Stored records:

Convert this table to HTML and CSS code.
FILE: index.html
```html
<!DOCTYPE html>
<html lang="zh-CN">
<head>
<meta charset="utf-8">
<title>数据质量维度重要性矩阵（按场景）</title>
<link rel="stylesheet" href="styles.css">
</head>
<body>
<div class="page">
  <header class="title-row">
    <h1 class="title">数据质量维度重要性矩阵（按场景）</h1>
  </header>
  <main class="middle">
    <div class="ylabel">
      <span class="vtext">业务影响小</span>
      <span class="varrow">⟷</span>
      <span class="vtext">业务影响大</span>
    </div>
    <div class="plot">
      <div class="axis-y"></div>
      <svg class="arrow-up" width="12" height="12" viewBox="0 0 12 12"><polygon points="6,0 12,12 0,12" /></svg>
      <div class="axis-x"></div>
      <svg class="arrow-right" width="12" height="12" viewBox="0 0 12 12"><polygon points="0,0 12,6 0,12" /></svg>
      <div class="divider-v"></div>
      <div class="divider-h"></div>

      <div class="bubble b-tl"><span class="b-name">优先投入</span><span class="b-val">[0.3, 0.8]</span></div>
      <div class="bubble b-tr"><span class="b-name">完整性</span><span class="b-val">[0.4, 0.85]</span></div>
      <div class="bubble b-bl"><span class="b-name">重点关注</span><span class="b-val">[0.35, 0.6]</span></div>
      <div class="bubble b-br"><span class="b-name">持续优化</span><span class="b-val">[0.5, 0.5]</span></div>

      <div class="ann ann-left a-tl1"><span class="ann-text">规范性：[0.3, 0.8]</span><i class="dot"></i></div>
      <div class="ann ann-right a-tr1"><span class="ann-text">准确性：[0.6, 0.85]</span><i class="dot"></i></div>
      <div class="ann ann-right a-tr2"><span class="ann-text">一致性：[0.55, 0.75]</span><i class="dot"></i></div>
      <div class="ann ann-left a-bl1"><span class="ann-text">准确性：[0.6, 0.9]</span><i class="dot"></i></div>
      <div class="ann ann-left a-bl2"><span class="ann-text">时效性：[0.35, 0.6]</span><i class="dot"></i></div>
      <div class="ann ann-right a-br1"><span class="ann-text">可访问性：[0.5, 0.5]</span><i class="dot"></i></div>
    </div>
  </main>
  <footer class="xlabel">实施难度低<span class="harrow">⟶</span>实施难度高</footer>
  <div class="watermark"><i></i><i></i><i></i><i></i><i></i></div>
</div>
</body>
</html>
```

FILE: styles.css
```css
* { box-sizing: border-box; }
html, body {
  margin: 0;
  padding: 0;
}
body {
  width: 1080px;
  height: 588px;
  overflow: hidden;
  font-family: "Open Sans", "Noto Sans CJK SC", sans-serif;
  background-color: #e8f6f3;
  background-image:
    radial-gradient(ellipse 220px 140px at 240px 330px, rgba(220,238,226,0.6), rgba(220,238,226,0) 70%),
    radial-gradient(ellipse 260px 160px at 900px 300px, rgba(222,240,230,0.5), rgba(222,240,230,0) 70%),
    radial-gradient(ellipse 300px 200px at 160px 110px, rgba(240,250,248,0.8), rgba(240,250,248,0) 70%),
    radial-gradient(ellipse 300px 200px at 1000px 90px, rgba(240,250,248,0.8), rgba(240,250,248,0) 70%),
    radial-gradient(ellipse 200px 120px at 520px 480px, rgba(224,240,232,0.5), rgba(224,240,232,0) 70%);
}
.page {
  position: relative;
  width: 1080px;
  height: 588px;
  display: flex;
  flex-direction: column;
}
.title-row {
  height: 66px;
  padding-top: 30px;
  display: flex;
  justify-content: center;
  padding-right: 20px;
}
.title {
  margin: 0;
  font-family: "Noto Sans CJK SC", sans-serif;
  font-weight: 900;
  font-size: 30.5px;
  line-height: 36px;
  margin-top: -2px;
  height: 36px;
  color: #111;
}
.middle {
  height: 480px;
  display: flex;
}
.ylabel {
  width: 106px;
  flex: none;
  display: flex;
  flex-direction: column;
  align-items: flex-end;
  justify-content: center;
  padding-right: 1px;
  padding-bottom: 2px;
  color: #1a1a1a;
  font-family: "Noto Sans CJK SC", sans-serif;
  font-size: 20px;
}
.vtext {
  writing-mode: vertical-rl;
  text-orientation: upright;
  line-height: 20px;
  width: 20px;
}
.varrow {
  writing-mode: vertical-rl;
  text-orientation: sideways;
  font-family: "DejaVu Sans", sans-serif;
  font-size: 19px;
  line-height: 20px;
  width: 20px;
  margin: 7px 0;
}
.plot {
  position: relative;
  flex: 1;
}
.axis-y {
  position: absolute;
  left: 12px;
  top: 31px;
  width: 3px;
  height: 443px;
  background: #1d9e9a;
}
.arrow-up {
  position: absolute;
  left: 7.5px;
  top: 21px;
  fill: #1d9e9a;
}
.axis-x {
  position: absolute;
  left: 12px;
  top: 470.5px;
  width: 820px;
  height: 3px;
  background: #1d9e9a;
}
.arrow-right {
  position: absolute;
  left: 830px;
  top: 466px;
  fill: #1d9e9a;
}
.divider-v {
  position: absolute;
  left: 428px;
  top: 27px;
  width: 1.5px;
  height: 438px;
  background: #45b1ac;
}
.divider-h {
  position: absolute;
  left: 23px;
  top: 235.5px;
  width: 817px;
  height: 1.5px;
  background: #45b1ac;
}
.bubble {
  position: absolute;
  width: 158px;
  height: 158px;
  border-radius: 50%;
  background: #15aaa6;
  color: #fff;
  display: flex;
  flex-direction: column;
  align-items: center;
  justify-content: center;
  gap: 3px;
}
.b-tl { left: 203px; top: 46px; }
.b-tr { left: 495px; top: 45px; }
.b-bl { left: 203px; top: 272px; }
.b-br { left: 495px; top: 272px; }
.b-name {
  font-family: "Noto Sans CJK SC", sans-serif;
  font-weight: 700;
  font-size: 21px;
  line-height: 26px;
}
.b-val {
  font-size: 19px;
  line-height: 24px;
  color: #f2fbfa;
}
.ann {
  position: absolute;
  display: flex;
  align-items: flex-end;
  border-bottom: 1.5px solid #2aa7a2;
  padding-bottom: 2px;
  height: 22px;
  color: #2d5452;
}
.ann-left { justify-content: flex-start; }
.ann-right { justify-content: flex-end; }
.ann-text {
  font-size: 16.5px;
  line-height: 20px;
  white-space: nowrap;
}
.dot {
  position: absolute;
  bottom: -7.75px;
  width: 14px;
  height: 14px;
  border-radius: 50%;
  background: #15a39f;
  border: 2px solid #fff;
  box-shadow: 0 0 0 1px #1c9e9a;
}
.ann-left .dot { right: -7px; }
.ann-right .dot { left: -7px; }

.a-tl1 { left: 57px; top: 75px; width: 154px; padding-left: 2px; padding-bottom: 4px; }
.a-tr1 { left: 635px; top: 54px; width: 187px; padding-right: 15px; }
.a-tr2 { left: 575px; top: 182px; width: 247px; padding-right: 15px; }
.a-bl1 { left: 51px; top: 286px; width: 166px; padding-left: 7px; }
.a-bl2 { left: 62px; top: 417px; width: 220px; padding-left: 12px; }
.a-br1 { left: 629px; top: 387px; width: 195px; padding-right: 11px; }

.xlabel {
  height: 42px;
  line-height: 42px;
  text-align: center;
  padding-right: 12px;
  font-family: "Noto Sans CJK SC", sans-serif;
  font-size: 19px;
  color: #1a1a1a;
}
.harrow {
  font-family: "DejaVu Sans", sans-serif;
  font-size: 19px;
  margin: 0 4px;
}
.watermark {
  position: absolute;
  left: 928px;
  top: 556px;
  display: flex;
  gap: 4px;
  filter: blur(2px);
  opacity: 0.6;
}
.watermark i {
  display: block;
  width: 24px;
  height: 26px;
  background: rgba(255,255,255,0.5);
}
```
...
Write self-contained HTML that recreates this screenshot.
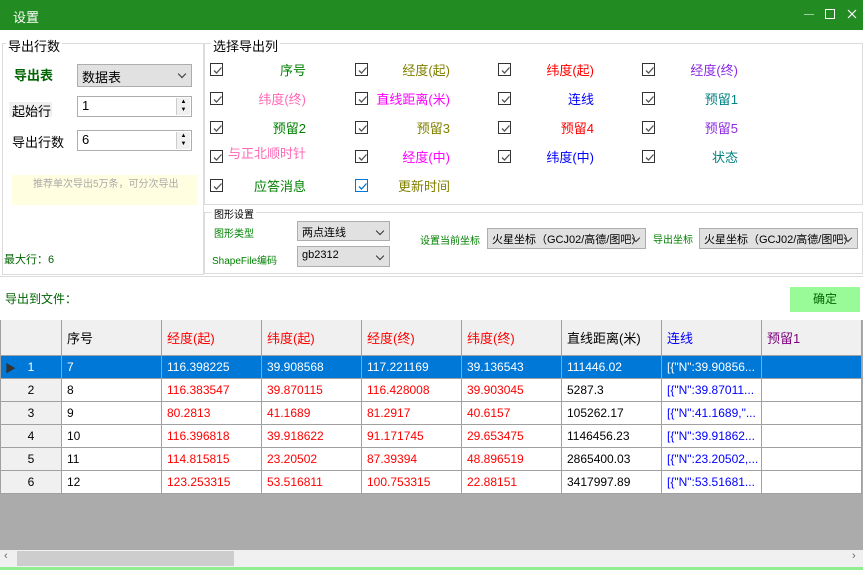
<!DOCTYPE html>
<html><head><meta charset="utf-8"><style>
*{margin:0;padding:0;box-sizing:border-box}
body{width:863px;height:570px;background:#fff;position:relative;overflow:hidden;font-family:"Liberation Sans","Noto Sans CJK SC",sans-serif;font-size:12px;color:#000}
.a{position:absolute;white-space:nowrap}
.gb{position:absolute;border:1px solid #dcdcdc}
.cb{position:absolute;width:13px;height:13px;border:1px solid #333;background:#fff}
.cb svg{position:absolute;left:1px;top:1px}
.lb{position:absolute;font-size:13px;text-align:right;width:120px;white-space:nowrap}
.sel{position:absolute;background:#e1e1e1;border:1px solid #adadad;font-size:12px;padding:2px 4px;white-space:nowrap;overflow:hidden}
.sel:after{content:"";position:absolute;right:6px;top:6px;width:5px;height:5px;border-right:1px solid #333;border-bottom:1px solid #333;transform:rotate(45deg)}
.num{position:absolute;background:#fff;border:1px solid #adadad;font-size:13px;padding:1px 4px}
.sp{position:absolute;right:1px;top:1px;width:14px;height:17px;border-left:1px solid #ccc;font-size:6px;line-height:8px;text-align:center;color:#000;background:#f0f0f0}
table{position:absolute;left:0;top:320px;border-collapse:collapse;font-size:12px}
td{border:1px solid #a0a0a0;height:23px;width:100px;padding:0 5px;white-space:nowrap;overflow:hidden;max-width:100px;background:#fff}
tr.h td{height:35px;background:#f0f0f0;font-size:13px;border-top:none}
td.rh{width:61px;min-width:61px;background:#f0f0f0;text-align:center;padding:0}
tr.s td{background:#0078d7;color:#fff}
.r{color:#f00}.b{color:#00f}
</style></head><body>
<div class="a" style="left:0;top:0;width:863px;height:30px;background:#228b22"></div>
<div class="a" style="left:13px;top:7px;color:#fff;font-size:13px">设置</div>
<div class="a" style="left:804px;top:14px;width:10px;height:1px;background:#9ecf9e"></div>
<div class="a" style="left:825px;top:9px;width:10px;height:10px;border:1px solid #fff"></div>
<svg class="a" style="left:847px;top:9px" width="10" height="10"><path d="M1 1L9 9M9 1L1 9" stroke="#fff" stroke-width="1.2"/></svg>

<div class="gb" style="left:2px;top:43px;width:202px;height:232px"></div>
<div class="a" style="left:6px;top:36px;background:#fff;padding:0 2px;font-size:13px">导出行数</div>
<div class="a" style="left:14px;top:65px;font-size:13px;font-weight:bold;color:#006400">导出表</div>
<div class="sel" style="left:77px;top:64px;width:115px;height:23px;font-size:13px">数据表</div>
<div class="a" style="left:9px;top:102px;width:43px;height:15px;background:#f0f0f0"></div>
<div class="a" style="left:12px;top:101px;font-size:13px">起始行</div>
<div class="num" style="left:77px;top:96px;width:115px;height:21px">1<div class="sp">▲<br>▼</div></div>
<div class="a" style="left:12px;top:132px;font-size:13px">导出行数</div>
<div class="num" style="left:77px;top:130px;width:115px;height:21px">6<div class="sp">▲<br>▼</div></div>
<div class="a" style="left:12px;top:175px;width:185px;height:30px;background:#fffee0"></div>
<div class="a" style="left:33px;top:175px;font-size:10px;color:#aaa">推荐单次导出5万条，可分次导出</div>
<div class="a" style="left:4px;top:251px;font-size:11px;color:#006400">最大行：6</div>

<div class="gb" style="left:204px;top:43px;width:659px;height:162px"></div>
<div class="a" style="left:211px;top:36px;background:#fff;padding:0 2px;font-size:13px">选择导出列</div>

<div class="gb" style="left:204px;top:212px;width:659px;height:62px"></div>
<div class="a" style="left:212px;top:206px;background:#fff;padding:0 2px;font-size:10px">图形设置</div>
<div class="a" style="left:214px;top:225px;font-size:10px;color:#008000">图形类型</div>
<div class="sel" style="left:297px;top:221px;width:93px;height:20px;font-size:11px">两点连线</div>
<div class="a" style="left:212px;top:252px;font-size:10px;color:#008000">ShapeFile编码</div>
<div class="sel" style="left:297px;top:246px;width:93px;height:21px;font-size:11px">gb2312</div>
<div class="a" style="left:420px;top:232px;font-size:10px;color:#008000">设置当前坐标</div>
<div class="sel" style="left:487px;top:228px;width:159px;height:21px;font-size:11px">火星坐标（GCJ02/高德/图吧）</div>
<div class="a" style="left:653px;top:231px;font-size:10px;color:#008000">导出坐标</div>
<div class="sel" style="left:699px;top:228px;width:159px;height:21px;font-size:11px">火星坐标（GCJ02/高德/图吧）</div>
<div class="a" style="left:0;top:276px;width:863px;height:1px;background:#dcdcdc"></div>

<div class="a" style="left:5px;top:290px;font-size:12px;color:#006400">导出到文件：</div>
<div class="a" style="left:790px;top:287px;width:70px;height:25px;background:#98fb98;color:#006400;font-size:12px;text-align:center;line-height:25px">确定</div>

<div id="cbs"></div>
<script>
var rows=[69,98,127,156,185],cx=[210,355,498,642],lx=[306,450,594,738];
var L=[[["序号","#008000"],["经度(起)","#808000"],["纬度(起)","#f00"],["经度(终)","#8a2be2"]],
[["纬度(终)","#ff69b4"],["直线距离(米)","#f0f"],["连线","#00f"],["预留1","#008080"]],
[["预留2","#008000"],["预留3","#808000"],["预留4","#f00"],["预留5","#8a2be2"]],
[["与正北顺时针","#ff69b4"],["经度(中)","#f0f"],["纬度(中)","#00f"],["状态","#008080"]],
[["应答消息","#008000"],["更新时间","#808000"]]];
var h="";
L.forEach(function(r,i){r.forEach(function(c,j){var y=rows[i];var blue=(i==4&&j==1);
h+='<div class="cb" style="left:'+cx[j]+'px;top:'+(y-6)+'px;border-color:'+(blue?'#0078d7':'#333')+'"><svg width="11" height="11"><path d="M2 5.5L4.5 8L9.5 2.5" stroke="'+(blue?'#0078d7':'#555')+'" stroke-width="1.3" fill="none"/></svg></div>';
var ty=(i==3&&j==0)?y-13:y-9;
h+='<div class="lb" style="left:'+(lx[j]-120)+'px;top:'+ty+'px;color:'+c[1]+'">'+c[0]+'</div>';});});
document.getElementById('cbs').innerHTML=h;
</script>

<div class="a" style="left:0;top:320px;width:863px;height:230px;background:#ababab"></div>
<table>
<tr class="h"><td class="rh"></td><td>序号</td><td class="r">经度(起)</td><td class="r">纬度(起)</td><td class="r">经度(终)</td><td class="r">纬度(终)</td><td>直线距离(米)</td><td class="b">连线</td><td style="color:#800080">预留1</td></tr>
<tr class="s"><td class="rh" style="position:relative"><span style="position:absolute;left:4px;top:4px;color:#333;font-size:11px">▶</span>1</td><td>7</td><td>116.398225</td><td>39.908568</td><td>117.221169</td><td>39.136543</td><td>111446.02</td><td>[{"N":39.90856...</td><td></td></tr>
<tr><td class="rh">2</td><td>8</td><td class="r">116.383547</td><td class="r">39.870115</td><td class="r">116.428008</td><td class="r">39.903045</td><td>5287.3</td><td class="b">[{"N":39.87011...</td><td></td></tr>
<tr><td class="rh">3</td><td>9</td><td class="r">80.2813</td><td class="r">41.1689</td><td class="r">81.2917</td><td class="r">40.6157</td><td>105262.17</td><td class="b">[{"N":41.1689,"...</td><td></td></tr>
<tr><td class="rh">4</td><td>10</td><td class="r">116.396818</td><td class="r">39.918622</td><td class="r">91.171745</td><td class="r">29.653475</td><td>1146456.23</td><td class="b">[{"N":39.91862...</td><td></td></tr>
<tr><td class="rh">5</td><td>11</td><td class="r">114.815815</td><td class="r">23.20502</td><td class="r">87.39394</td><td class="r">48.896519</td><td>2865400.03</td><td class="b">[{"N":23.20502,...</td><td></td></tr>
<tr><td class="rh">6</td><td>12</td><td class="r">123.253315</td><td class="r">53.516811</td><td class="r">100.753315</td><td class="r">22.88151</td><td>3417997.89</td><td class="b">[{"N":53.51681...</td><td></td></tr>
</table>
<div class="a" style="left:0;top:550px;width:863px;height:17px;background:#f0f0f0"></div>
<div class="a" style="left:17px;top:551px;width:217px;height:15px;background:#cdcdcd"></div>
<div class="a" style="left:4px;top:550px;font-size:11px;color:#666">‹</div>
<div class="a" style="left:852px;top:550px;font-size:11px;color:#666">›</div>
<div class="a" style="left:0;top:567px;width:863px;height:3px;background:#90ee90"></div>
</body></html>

[DESCRIPTION OF THE TASK]:
Your task is to gather all lines from the entries above that hold the word "this".

[REPLY]:
Convert this table to HTML and CSS code.
Write self-contained HTML that recreates this screenshot.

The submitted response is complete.